SUPPLIED DATA |
━━━━

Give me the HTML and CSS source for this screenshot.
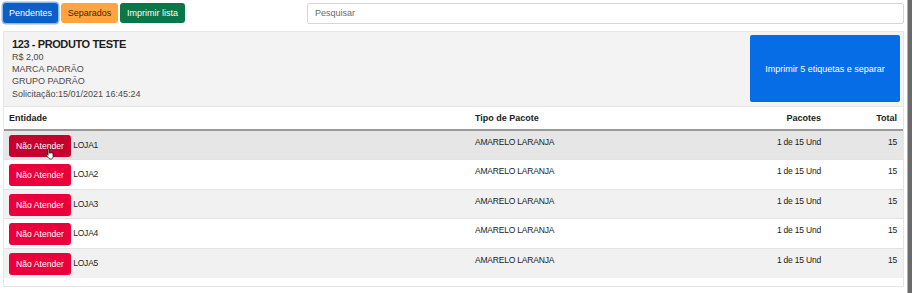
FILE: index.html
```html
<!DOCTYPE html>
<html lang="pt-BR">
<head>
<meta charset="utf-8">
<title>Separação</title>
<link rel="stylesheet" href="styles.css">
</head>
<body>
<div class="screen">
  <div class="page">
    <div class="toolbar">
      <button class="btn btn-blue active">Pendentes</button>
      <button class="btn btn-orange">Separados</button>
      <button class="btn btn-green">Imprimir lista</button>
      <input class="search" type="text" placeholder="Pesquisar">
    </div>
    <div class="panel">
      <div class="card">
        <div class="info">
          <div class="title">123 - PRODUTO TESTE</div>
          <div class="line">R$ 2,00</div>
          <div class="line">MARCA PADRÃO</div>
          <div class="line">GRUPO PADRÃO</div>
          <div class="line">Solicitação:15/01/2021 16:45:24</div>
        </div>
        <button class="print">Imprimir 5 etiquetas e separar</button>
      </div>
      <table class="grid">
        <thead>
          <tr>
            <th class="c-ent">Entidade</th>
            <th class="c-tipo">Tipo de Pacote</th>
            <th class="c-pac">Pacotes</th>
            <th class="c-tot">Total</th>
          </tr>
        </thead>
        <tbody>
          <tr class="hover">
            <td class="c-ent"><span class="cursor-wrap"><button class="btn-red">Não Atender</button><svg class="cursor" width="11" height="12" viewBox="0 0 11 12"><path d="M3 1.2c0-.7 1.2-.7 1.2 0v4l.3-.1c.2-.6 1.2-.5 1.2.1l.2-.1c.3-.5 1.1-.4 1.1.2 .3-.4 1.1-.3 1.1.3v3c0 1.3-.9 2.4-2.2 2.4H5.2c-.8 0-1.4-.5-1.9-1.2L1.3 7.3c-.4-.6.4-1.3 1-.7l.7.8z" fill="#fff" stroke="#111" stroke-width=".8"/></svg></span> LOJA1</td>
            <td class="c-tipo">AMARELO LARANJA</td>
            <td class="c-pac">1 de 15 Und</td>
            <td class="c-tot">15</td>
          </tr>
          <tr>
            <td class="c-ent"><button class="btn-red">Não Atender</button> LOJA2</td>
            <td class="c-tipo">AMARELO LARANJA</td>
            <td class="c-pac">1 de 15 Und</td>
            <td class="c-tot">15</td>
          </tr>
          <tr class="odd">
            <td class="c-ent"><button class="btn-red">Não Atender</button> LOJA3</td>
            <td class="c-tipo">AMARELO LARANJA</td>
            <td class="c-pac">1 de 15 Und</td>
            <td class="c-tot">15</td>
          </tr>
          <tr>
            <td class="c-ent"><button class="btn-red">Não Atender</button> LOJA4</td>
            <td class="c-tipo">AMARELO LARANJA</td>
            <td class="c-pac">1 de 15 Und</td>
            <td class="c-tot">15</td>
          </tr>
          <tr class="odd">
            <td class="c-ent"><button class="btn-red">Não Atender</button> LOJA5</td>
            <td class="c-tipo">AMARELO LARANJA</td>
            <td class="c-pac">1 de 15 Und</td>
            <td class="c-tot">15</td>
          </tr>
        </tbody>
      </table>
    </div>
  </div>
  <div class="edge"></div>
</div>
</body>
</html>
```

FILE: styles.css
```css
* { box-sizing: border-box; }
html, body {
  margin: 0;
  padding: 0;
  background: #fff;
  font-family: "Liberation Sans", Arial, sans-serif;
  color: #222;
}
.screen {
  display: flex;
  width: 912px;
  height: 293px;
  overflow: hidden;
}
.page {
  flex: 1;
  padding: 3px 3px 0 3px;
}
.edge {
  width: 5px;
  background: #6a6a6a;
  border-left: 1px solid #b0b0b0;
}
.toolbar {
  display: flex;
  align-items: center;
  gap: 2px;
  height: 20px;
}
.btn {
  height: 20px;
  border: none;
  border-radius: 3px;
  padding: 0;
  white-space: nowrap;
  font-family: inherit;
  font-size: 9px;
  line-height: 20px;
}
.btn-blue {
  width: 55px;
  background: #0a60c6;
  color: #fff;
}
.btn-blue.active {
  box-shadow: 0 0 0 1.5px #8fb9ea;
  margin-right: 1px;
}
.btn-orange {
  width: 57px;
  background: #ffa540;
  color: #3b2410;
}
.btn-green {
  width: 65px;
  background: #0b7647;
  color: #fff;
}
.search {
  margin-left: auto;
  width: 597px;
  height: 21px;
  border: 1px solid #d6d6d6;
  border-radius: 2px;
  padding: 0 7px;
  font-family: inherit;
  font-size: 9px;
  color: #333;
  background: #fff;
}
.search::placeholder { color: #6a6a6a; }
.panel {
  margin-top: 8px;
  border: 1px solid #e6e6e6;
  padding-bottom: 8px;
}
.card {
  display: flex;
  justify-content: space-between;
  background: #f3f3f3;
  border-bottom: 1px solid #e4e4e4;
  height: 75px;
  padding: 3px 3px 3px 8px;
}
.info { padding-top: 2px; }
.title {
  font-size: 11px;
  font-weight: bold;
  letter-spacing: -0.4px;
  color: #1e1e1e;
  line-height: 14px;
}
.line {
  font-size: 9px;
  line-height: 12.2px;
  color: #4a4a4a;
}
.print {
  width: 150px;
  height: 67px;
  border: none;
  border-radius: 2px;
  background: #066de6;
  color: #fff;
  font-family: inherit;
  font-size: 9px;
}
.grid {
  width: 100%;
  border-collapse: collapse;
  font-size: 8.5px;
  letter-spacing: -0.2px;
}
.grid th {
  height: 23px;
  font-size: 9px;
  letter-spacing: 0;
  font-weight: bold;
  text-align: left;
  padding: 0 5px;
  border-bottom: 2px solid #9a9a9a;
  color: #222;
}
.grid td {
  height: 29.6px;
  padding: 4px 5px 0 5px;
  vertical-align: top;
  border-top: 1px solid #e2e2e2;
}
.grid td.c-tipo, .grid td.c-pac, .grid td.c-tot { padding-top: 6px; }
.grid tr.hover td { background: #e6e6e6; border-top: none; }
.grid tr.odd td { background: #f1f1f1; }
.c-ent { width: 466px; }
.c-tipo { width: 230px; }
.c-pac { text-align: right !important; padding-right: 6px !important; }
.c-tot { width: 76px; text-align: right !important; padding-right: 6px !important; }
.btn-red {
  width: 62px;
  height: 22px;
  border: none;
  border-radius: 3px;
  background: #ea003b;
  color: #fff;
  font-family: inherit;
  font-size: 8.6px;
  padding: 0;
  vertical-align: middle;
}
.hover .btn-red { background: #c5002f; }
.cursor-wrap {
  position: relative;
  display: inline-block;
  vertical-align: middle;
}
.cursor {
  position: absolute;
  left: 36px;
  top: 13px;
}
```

━━━━

WHAT YOU HAVE TO DO | From start to finish, output the listing exactly, but omit its pictures.

RIGHT ANSWER |
Give me the HTML and CSS source for this screenshot.
FILE: index.html
```html
<!DOCTYPE html>
<html lang="pt-BR">
<head>
<meta charset="utf-8">
<title>Separação</title>
<link rel="stylesheet" href="styles.css">
</head>
<body>
<div class="screen">
  <div class="page">
    <div class="toolbar">
      <button class="btn btn-blue active">Pendentes</button>
      <button class="btn btn-orange">Separados</button>
      <button class="btn btn-green">Imprimir lista</button>
      <input class="search" type="text" placeholder="Pesquisar">
    </div>
    <div class="panel">
      <div class="card">
        <div class="info">
          <div class="title">123 - PRODUTO TESTE</div>
          <div class="line">R$ 2,00</div>
          <div class="line">MARCA PADRÃO</div>
          <div class="line">GRUPO PADRÃO</div>
          <div class="line">Solicitação:15/01/2021 16:45:24</div>
        </div>
        <button class="print">Imprimir 5 etiquetas e separar</button>
      </div>
      <table class="grid">
        <thead>
          <tr>
            <th class="c-ent">Entidade</th>
            <th class="c-tipo">Tipo de Pacote</th>
            <th class="c-pac">Pacotes</th>
            <th class="c-tot">Total</th>
          </tr>
        </thead>
        <tbody>
          <tr class="hover">
            <td class="c-ent"><span class="cursor-wrap"><button class="btn-red">Não Atender</button><svg class="cursor" width="11" height="12" viewBox="0 0 11 12"><path d="M3 1.2c0-.7 1.2-.7 1.2 0v4l.3-.1c.2-.6 1.2-.5 1.2.1l.2-.1c.3-.5 1.1-.4 1.1.2 .3-.4 1.1-.3 1.1.3v3c0 1.3-.9 2.4-2.2 2.4H5.2c-.8 0-1.4-.5-1.9-1.2L1.3 7.3c-.4-.6.4-1.3 1-.7l.7.8z" fill="#fff" stroke="#111" stroke-width=".8"/></svg></span> LOJA1</td>
            <td class="c-tipo">AMARELO LARANJA</td>
            <td class="c-pac">1 de 15 Und</td>
            <td class="c-tot">15</td>
          </tr>
          <tr>
            <td class="c-ent"><button class="btn-red">Não Atender</button> LOJA2</td>
            <td class="c-tipo">AMARELO LARANJA</td>
            <td class="c-pac">1 de 15 Und</td>
            <td class="c-tot">15</td>
          </tr>
          <tr class="odd">
            <td class="c-ent"><button class="btn-red">Não Atender</button> LOJA3</td>
            <td class="c-tipo">AMARELO LARANJA</td>
            <td class="c-pac">1 de 15 Und</td>
            <td class="c-tot">15</td>
          </tr>
          <tr>
            <td class="c-ent"><button class="btn-red">Não Atender</button> LOJA4</td>
            <td class="c-tipo">AMARELO LARANJA</td>
            <td class="c-pac">1 de 15 Und</td>
            <td class="c-tot">15</td>
          </tr>
          <tr class="odd">
            <td class="c-ent"><button class="btn-red">Não Atender</button> LOJA5</td>
            <td class="c-tipo">AMARELO LARANJA</td>
            <td class="c-pac">1 de 15 Und</td>
            <td class="c-tot">15</td>
          </tr>
        </tbody>
      </table>
    </div>
  </div>
  <div class="edge"></div>
</div>
</body>
</html>
```

FILE: styles.css
```css
* { box-sizing: border-box; }
html, body {
  margin: 0;
  padding: 0;
  background: #fff;
  font-family: "Liberation Sans", Arial, sans-serif;
  color: #222;
}
.screen {
  display: flex;
  width: 912px;
  height: 293px;
  overflow: hidden;
}
.page {
  flex: 1;
  padding: 3px 3px 0 3px;
}
.edge {
  width: 5px;
  background: #6a6a6a;
  border-left: 1px solid #b0b0b0;
}
.toolbar {
  display: flex;
  align-items: center;
  gap: 2px;
  height: 20px;
}
.btn {
  height: 20px;
  border: none;
  border-radius: 3px;
  padding: 0;
  white-space: nowrap;
  font-family: inherit;
  font-size: 9px;
  line-height: 20px;
}
.btn-blue {
  width: 55px;
  background: #0a60c6;
  color: #fff;
}
.btn-blue.active {
  box-shadow: 0 0 0 1.5px #8fb9ea;
  margin-right: 1px;
}
.btn-orange {
  width: 57px;
  background: #ffa540;
  color: #3b2410;
}
.btn-green {
  width: 65px;
  background: #0b7647;
  color: #fff;
}
.search {
  margin-left: auto;
  width: 597px;
  height: 21px;
  border: 1px solid #d6d6d6;
  border-radius: 2px;
  padding: 0 7px;
  font-family: inherit;
  font-size: 9px;
  color: #333;
  background: #fff;
}
.search::placeholder { color: #6a6a6a; }
.panel {
  margin-top: 8px;
  border: 1px solid #e6e6e6;
  padding-bottom: 8px;
}
.card {
  display: flex;
  justify-content: space-between;
  background: #f3f3f3;
  border-bottom: 1px solid #e4e4e4;
  height: 75px;
  padding: 3px 3px 3px 8px;
}
.info { padding-top: 2px; }
.title {
  font-size: 11px;
  font-weight: bold;
  letter-spacing: -0.4px;
  color: #1e1e1e;
  line-height: 14px;
}
.line {
  font-size: 9px;
  line-height: 12.2px;
  color: #4a4a4a;
}
.print {
  width: 150px;
  height: 67px;
  border: none;
  border-radius: 2px;
  background: #066de6;
  color: #fff;
  font-family: inherit;
  font-size: 9px;
}
.grid {
  width: 100%;
  border-collapse: collapse;
  font-size: 8.5px;
  letter-spacing: -0.2px;
}
.grid th {
  height: 23px;
  font-size: 9px;
  letter-spacing: 0;
  font-weight: bold;
  text-align: left;
  padding: 0 5px;
  border-bottom: 2px solid #9a9a9a;
  color: #222;
}
.grid td {
  height: 29.6px;
  padding: 4px 5px 0 5px;
  vertical-align: top;
  border-top: 1px solid #e2e2e2;
}
.grid td.c-tipo, .grid td.c-pac, .grid td.c-tot { padding-top: 6px; }
.grid tr.hover td { background: #e6e6e6; border-top: none; }
.grid tr.odd td { background: #f1f1f1; }
.c-ent { width: 466px; }
.c-tipo { width: 230px; }
.c-pac { text-align: right !important; padding-right: 6px !important; }
.c-tot { width: 76px; text-align: right !important; padding-right: 6px !important; }
.btn-red {
  width: 62px;
  height: 22px;
  border: none;
  border-radius: 3px;
  background: #ea003b;
  color: #fff;
  font-family: inherit;
  font-size: 8.6px;
  padding: 0;
  vertical-align: middle;
}
.hover .btn-red { background: #c5002f; }
.cursor-wrap {
  position: relative;
  display: inline-block;
  vertical-align: middle;
}
.cursor {
  position: absolute;
  left: 36px;
  top: 13px;
}
```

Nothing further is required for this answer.